So, with the Core, it was pretty easy to interpret the output of arm-non-eabi-size to determine the amount of space left on the device (108 kB > text+data size). However, with the new Photon splitting up the System and User space, I’m not sure what the best way to accomplish this task is. Does anyone have any insight into this? Thanks!
@mumblepins, with the Photon firmware still under development, it’s really hard to peg how much user space there will be. My understanding is that there is 128KB available for user programs. Some code that normally went in the user space like sprintf is now in the system space! With multi-threading around the corner, I am not sure what the effective user code space will be but assume it is larger than what the Core has. The tougher bit is how much RAM is available. Again, I would say you can count on 80KB or so but that is an educated guess.
With building locally, is there a way to tell what the current system+user+whatnot space is used,?

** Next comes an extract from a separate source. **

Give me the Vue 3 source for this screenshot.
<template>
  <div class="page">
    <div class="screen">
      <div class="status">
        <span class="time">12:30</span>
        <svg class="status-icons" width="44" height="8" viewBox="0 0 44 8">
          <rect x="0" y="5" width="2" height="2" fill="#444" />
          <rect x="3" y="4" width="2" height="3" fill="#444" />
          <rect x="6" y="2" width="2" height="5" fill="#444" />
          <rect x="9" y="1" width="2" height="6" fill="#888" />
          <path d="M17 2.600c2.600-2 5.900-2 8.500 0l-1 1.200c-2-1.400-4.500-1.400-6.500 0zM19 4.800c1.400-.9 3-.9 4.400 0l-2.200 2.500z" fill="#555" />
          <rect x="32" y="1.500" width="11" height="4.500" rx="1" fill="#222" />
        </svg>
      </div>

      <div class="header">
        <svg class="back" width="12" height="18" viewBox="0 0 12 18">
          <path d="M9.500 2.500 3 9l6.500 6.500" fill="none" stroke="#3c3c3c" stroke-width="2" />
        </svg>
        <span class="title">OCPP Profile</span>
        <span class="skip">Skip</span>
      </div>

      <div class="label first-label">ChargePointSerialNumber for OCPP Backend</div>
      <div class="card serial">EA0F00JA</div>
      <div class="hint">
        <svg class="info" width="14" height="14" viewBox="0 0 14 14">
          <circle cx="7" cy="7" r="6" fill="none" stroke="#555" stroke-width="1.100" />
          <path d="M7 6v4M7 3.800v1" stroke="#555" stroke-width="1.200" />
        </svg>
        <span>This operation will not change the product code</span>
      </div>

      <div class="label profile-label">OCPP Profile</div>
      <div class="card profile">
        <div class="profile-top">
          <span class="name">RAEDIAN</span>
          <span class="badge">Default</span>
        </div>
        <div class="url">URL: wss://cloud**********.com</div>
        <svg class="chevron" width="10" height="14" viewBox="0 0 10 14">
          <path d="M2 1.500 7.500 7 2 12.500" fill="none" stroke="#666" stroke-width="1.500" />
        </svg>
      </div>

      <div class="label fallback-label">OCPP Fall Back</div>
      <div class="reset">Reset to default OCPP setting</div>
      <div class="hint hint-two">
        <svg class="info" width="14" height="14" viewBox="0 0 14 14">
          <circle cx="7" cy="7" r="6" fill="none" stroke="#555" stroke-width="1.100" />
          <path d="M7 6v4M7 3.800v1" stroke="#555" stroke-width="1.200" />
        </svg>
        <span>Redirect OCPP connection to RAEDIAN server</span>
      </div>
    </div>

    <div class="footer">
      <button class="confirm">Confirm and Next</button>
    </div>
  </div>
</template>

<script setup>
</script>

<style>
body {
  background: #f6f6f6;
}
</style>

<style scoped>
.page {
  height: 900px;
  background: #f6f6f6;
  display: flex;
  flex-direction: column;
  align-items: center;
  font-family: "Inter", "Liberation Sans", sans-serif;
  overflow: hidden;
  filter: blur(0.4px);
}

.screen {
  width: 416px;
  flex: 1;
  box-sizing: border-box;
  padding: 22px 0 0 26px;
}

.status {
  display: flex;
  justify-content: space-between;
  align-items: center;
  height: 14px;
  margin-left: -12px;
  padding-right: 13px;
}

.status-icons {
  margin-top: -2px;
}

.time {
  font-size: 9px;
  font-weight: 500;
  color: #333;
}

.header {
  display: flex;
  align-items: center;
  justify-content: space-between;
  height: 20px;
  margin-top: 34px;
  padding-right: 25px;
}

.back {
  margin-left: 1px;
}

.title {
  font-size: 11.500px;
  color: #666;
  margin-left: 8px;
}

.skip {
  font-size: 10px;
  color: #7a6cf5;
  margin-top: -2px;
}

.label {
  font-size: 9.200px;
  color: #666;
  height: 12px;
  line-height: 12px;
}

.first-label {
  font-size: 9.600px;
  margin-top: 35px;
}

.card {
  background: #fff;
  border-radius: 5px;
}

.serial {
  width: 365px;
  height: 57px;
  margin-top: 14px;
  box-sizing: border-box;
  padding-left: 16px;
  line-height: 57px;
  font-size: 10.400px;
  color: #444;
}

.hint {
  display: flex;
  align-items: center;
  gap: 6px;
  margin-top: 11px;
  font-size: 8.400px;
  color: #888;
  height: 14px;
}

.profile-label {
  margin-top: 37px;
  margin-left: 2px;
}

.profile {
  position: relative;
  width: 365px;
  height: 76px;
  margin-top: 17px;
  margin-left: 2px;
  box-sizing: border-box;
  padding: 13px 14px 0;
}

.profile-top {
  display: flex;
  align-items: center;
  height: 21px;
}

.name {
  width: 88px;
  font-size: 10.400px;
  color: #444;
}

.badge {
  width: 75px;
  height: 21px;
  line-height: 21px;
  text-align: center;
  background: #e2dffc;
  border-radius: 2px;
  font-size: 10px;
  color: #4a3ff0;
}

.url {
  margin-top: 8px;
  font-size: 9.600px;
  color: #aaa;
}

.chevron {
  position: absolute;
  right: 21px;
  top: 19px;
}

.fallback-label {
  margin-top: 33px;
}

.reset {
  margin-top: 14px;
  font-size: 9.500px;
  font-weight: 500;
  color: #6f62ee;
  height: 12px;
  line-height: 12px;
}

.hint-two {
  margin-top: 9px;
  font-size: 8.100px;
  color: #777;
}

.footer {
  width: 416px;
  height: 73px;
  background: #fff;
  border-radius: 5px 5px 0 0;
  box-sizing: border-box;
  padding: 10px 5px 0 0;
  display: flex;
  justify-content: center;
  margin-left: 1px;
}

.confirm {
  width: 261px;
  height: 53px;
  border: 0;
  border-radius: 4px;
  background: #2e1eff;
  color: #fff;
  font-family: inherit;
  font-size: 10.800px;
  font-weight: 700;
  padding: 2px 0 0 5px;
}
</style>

@mumblepins, not in a nice “packaged” way. For now, you’ll have to use the old trial and error method
the flag MODULAR=n
will build a combined system + user app .bin
file.
You can use the output from the compiler as before to know the static program size and also the amount of static memory allocated. As you mentioned, the tricky part is knowing what the upper limit is.
The maximum size of the whole image (program code + non-zero initialized variables) is 128K.
The maximum size of statically allocated ram is presently
0x20000 - 0x300 - 40K
Which is 79K. (This is from the file modules/photon/user-part/linker.ld
)
This value may change over time, hopefully increasing as we optimize the system code/WICED libraries to use less static RAM.